__Description of the task__
Copy the lines below as they are; omit the images they contain.

__Dataset section__

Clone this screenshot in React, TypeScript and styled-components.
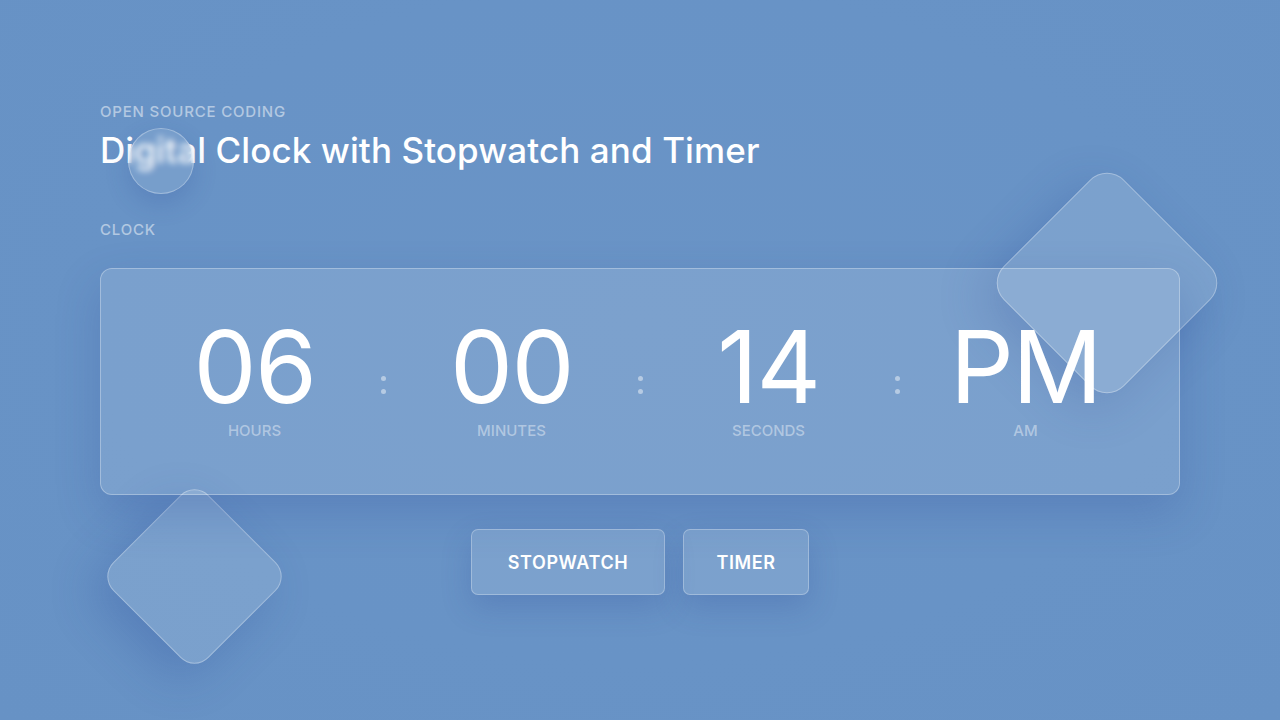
import { Fragment } from 'react'
import styled, { createGlobalStyle } from 'styled-components'

const GlobalStyle = createGlobalStyle`
  * { box-sizing: border-box; }
  html, body {
    margin: 0;
    padding: 0;
    background: #6a94c6;
    font-family: "Inter", "Open Sans", sans-serif;
  }
`

const Page = styled.main`
  position: relative;
  width: 1280px;
  height: 720px;
  overflow: hidden;
  padding: 103px 100px 0;
  background: radial-gradient(ellipse at 50% 45%, #6a94c6 0%, #6893c6 60%, #6792c5 100%);
`

const Eyebrow = styled.p`
  margin: 0;
  font-size: 15px;
  font-weight: 500;
  letter-spacing: 0.8px;
  color: rgba(255, 255, 255, 0.5);
  line-height: 18px;
`

const Title = styled.h1`
  margin: 9px 0 0;
  font-size: 35px;
  font-weight: 500;
  color: #fff;
  line-height: 40px;
  letter-spacing: 0.1px;
`

const SectionLabel = styled(Eyebrow)`
  margin-top: 51px;
`

const Card = styled.section`
  position: relative;
  z-index: 2;
  margin-top: 29px;
  width: 1080px;
  height: 227px;
  border-radius: 12px;
  background: rgba(255, 255, 255, 0.12);
  border: 1px solid rgba(255, 255, 255, 0.3);
  box-shadow: 0 18px 45px rgba(40, 70, 150, 0.22);
  display: flex;
  justify-content: center;
  align-items: flex-start;
  padding-top: 58px;
`

const Unit = styled.div`
  width: 200px;
  display: flex;
  flex-direction: column;
  align-items: center;
`

const Value = styled.div`
  font-size: 100px;
  font-weight: 400;
  line-height: 80px;
  height: 80px;
  color: #fff;
  letter-spacing: -1.5px;
`

const UnitLabel = styled.div`
  margin-top: 15px;
  font-size: 15px;
  line-height: 18px;
  font-weight: 500;
  color: rgba(255, 255, 255, 0.42);
`

const Colon = styled.div`
  width: 57px;
  display: flex;
  flex-direction: column;
  align-items: center;
  gap: 8px;
  padding-top: 49px;

  &::before, &::after {
    content: '';
    width: 5px;
    height: 5px;
    border-radius: 50%;
    background: rgba(255, 255, 255, 0.45);
  }
`

const Actions = styled.div`
  position: relative;
  z-index: 2;
  margin-top: 34px;
  display: flex;
  justify-content: center;
  gap: 18px;
`

const Button = styled.button<{ $w: number }>`
  width: ${p => p.$w}px;
  height: 66px;
  border-radius: 7px;
  background: rgba(255, 255, 255, 0.13);
  border: 1px solid rgba(255, 255, 255, 0.28);
  box-shadow: 0 12px 30px rgba(40, 70, 150, 0.22);
  color: #fff;
  font-family: inherit;
  font-size: 18px;
  font-weight: 600;
  letter-spacing: 0.6px;
  cursor: pointer;
`

const Diamond = styled.div<{ $size: number; $x: number; $y: number; $r: number }>`
  position: absolute;
  z-index: 1;
  left: ${p => p.$x}px;
  top: ${p => p.$y}px;
  width: ${p => p.$size}px;
  height: ${p => p.$size}px;
  border-radius: ${p => p.$r}px;
  transform: rotate(45deg);
  background: rgba(255, 255, 255, 0.13);
  border: 1px solid rgba(255, 255, 255, 0.3);
  box-shadow: 0 20px 45px rgba(40, 70, 150, 0.25);
`

const Bubble = styled.div`
  position: absolute;
  z-index: 3;
  left: 128px;
  top: 128px;
  width: 66px;
  height: 66px;
  border-radius: 50%;
  background: rgba(255, 255, 255, 0.1);
  border: 1px solid rgba(255, 255, 255, 0.3);
  backdrop-filter: blur(3px);
  box-shadow: 0 10px 25px rgba(40, 70, 150, 0.2);
`

const units = [
  { value: '06', label: 'HOURS' },
  { value: '00', label: 'MINUTES' },
  { value: '14', label: 'SECONDS' },
  { value: 'PM', label: 'AM' },
]

export default function App() {
  return (
    <>
      <GlobalStyle />
      <Page>
        <Eyebrow>OPEN SOURCE CODING</Eyebrow>
        <Title>Digital Clock with Stopwatch and Timer</Title>
        <SectionLabel>CLOCK</SectionLabel>

        <Card>
          {units.map((u, i) => (
            <Fragment key={u.label}>
              {i > 0 && <Colon />}
              <Unit>
                <Value>{u.value}</Value>
                <UnitLabel>{u.label}</UnitLabel>
              </Unit>
            </Fragment>
          ))}
        </Card>

        <Actions>
          <Button $w={194}>STOPWATCH</Button>
          <Button $w={126}>TIMER</Button>
        </Actions>

        <Diamond $size={170} $r={24} $x={1022} $y={198} />
        <Diamond $size={135} $r={20} $x={127} $y={509} />
        <Bubble />
      </Page>
    </>
  )
}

__Solution to the exercise__
Clone this screenshot in React, TypeScript and styled-components.
import { Fragment } from 'react'
import styled, { createGlobalStyle } from 'styled-components'

const GlobalStyle = createGlobalStyle`
  * { box-sizing: border-box; }
  html, body {
    margin: 0;
    padding: 0;
    background: #6a94c6;
    font-family: "Inter", "Open Sans", sans-serif;
  }
`

const Page = styled.main`
  position: relative;
  width: 1280px;
  height: 720px;
  overflow: hidden;
  padding: 103px 100px 0;
  background: radial-gradient(ellipse at 50% 45%, #6a94c6 0%, #6893c6 60%, #6792c5 100%);
`

const Eyebrow = styled.p`
  margin: 0;
  font-size: 15px;
  font-weight: 500;
  letter-spacing: 0.8px;
  color: rgba(255, 255, 255, 0.5);
  line-height: 18px;
`

const Title = styled.h1`
  margin: 9px 0 0;
  font-size: 35px;
  font-weight: 500;
  color: #fff;
  line-height: 40px;
  letter-spacing: 0.1px;
`

const SectionLabel = styled(Eyebrow)`
  margin-top: 51px;
`

const Card = styled.section`
  position: relative;
  z-index: 2;
  margin-top: 29px;
  width: 1080px;
  height: 227px;
  border-radius: 12px;
  background: rgba(255, 255, 255, 0.12);
  border: 1px solid rgba(255, 255, 255, 0.3);
  box-shadow: 0 18px 45px rgba(40, 70, 150, 0.22);
  display: flex;
  justify-content: center;
  align-items: flex-start;
  padding-top: 58px;
`

const Unit = styled.div`
  width: 200px;
  display: flex;
  flex-direction: column;
  align-items: center;
`

const Value = styled.div`
  font-size: 100px;
  font-weight: 400;
  line-height: 80px;
  height: 80px;
  color: #fff;
  letter-spacing: -1.5px;
`

const UnitLabel = styled.div`
  margin-top: 15px;
  font-size: 15px;
  line-height: 18px;
  font-weight: 500;
  color: rgba(255, 255, 255, 0.42);
`

const Colon = styled.div`
  width: 57px;
  display: flex;
  flex-direction: column;
  align-items: center;
  gap: 8px;
  padding-top: 49px;

  &::before, &::after {
    content: '';
    width: 5px;
    height: 5px;
    border-radius: 50%;
    background: rgba(255, 255, 255, 0.45);
  }
`

const Actions = styled.div`
  position: relative;
  z-index: 2;
  margin-top: 34px;
  display: flex;
  justify-content: center;
  gap: 18px;
`

const Button = styled.button<{ $w: number }>`
  width: ${p => p.$w}px;
  height: 66px;
  border-radius: 7px;
  background: rgba(255, 255, 255, 0.13);
  border: 1px solid rgba(255, 255, 255, 0.28);
  box-shadow: 0 12px 30px rgba(40, 70, 150, 0.22);
  color: #fff;
  font-family: inherit;
  font-size: 18px;
  font-weight: 600;
  letter-spacing: 0.6px;
  cursor: pointer;
`

const Diamond = styled.div<{ $size: number; $x: number; $y: number; $r: number }>`
  position: absolute;
  z-index: 1;
  left: ${p => p.$x}px;
  top: ${p => p.$y}px;
  width: ${p => p.$size}px;
  height: ${p => p.$size}px;
  border-radius: ${p => p.$r}px;
  transform: rotate(45deg);
  background: rgba(255, 255, 255, 0.13);
  border: 1px solid rgba(255, 255, 255, 0.3);
  box-shadow: 0 20px 45px rgba(40, 70, 150, 0.25);
`

const Bubble = styled.div`
  position: absolute;
  z-index: 3;
  left: 128px;
  top: 128px;
  width: 66px;
  height: 66px;
  border-radius: 50%;
  background: rgba(255, 255, 255, 0.1);
  border: 1px solid rgba(255, 255, 255, 0.3);
  backdrop-filter: blur(3px);
  box-shadow: 0 10px 25px rgba(40, 70, 150, 0.2);
`

const units = [
  { value: '06', label: 'HOURS' },
  { value: '00', label: 'MINUTES' },
  { value: '14', label: 'SECONDS' },
  { value: 'PM', label: 'AM' },
]

export default function App() {
  return (
    <>
      <GlobalStyle />
      <Page>
        <Eyebrow>OPEN SOURCE CODING</Eyebrow>
        <Title>Digital Clock with Stopwatch and Timer</Title>
        <SectionLabel>CLOCK</SectionLabel>

        <Card>
          {units.map((u, i) => (
            <Fragment key={u.label}>
              {i > 0 && <Colon />}
              <Unit>
                <Value>{u.value}</Value>
                <UnitLabel>{u.label}</UnitLabel>
              </Unit>
            </Fragment>
          ))}
        </Card>

        <Actions>
          <Button $w={194}>STOPWATCH</Button>
          <Button $w={126}>TIMER</Button>
        </Actions>

        <Diamond $size={170} $r={24} $x={1022} $y={198} />
        <Diamond $size={135} $r={20} $x={127} $y={509} />
        <Bubble />
      </Page>
    </>
  )
}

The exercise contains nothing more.